• PROBLEM STATEMENT
Search the listing below for the word "components" and copy each line that holds it.

• DATA EXTRACT
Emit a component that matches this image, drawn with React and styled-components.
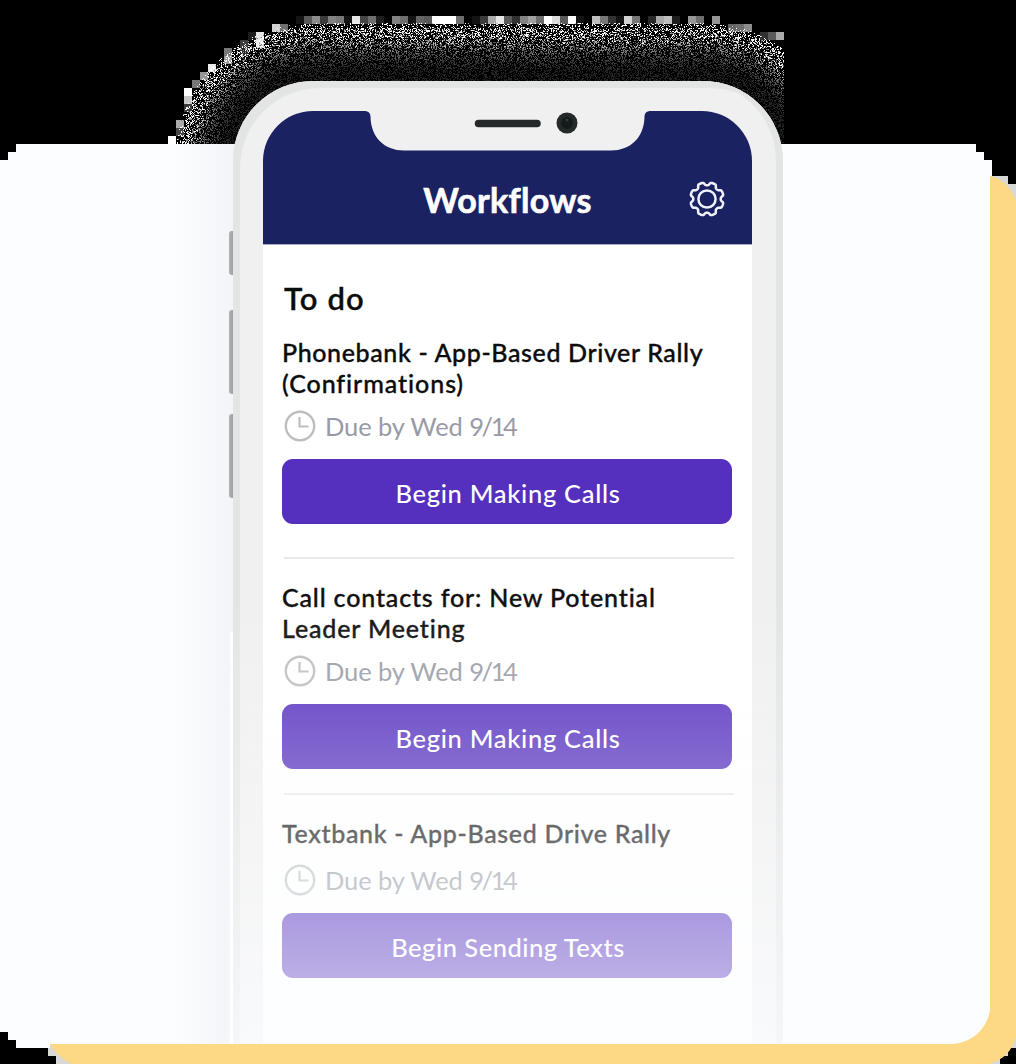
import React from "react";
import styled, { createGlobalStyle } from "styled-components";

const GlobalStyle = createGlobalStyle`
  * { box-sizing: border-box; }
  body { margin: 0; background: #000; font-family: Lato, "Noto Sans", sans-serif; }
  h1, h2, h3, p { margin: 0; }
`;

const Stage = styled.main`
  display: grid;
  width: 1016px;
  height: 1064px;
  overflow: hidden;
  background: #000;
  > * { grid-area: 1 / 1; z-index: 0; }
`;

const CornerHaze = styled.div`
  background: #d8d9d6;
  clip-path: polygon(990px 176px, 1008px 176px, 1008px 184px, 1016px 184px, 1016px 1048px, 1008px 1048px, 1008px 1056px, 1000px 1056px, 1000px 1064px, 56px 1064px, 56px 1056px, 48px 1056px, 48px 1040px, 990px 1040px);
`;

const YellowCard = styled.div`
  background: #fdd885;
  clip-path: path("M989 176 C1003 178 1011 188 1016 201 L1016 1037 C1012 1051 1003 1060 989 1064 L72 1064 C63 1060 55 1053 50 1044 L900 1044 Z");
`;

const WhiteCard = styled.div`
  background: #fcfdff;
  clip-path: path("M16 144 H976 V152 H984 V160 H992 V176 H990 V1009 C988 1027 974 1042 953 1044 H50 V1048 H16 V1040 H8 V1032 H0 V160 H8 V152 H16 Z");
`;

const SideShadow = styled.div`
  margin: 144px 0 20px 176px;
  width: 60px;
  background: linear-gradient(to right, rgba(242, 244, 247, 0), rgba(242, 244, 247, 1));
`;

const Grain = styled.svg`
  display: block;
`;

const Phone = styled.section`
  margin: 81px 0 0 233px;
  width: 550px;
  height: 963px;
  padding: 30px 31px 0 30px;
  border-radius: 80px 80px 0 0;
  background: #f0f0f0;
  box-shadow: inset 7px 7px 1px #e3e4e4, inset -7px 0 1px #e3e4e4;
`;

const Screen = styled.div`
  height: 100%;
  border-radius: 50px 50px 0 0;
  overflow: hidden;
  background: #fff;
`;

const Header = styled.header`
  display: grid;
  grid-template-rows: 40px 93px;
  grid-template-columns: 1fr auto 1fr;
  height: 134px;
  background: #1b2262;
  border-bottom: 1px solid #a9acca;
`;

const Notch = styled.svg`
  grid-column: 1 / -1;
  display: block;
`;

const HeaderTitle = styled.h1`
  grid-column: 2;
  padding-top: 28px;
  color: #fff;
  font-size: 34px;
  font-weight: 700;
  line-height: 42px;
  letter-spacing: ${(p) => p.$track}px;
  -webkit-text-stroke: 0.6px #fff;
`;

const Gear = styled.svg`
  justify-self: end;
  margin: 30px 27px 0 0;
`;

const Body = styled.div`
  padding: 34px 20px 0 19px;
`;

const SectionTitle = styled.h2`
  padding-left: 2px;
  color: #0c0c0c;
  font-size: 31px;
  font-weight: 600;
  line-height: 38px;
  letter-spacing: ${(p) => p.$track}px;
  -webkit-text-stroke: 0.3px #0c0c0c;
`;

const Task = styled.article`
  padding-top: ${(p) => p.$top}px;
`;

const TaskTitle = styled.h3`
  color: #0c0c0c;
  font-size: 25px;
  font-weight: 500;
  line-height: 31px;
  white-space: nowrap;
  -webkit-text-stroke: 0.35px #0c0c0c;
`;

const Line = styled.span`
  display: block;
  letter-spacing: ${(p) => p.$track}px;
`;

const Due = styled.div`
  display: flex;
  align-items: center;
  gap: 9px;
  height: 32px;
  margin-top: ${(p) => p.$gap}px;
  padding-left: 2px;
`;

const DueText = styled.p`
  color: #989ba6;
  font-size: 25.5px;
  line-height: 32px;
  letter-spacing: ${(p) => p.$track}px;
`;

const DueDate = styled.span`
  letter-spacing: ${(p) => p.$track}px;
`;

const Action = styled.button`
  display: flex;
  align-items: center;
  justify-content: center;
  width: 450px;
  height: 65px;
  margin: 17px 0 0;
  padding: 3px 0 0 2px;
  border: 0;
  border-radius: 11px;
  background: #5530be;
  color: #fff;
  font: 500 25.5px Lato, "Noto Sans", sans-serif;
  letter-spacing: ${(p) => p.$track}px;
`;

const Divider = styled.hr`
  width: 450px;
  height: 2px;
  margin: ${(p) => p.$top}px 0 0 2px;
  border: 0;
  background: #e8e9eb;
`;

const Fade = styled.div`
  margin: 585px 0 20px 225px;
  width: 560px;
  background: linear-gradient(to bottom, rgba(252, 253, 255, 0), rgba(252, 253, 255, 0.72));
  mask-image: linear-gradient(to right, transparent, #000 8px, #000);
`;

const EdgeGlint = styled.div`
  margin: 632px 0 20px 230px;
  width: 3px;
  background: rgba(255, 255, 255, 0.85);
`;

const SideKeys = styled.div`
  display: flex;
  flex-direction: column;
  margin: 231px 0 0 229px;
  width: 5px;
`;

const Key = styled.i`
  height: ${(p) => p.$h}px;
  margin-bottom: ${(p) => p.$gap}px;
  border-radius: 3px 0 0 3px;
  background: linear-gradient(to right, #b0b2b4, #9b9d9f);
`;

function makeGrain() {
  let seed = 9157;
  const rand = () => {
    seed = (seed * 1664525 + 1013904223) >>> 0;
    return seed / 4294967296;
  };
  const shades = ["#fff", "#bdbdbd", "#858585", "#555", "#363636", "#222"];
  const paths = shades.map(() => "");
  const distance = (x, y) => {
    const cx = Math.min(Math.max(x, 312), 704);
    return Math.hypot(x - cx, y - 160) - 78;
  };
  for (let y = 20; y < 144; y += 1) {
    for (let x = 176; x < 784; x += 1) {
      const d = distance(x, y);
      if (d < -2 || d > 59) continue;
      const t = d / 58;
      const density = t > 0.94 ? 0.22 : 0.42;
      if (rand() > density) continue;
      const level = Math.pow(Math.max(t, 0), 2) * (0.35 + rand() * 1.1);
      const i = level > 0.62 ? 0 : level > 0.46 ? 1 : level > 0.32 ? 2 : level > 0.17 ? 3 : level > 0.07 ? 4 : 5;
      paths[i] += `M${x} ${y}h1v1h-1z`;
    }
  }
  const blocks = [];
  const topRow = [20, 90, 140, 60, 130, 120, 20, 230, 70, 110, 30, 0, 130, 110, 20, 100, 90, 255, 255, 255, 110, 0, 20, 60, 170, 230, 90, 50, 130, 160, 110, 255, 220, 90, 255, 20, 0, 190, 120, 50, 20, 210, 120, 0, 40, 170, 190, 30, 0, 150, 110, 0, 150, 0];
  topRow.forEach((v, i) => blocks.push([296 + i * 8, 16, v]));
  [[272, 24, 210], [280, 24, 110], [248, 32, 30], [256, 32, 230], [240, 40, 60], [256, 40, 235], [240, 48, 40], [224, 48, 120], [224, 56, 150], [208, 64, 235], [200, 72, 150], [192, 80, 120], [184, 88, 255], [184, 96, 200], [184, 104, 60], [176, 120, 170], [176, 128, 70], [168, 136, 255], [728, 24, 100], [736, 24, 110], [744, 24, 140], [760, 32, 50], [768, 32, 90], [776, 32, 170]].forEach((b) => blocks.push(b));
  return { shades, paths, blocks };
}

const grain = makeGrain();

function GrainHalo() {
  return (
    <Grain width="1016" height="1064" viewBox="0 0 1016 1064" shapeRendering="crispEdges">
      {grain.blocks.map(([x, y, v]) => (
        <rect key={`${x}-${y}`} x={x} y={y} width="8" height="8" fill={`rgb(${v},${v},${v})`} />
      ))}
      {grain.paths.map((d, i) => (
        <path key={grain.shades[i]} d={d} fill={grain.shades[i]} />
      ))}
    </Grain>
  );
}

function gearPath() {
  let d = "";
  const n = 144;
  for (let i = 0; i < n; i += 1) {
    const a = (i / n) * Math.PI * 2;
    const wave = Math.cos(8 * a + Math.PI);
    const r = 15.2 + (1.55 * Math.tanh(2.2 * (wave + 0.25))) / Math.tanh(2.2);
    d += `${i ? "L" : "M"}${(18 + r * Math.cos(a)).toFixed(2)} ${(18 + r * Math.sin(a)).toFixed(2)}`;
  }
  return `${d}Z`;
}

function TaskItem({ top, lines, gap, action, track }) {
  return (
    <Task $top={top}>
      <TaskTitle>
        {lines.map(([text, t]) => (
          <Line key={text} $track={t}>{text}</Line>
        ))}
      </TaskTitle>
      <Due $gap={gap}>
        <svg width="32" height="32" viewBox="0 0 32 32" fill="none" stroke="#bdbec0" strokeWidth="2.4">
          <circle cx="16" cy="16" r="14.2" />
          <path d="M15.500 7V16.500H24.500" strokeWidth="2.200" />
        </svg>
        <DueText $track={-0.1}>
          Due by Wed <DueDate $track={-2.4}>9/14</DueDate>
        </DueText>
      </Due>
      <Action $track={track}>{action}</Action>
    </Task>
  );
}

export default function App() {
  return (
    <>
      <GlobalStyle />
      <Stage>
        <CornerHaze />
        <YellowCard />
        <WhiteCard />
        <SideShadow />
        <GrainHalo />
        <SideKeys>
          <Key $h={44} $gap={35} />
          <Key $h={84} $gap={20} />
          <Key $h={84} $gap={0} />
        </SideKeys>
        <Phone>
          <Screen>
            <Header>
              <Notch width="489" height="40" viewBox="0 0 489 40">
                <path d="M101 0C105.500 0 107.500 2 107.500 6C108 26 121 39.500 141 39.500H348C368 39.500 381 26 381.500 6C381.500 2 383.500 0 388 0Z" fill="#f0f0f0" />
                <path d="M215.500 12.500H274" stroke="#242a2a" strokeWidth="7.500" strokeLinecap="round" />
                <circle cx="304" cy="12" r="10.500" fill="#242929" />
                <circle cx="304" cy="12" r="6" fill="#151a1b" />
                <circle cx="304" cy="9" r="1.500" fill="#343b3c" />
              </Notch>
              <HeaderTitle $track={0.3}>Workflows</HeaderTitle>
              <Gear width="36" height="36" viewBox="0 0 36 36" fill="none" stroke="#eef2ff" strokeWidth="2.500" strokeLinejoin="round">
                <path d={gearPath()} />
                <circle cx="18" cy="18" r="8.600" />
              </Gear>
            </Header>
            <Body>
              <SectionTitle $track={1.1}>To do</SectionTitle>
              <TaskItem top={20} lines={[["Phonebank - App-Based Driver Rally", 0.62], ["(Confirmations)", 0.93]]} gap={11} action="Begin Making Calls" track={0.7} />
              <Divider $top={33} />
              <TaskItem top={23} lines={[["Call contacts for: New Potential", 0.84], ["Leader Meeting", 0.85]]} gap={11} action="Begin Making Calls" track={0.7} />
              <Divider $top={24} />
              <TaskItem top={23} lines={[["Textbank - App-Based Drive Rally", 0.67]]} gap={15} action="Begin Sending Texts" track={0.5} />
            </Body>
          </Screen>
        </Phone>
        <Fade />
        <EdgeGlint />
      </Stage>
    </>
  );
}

• RESPONSE TO THIS EXERCISE
Emit a component that matches this image, drawn with React and styled-components.
import styled, { createGlobalStyle } from "styled-components";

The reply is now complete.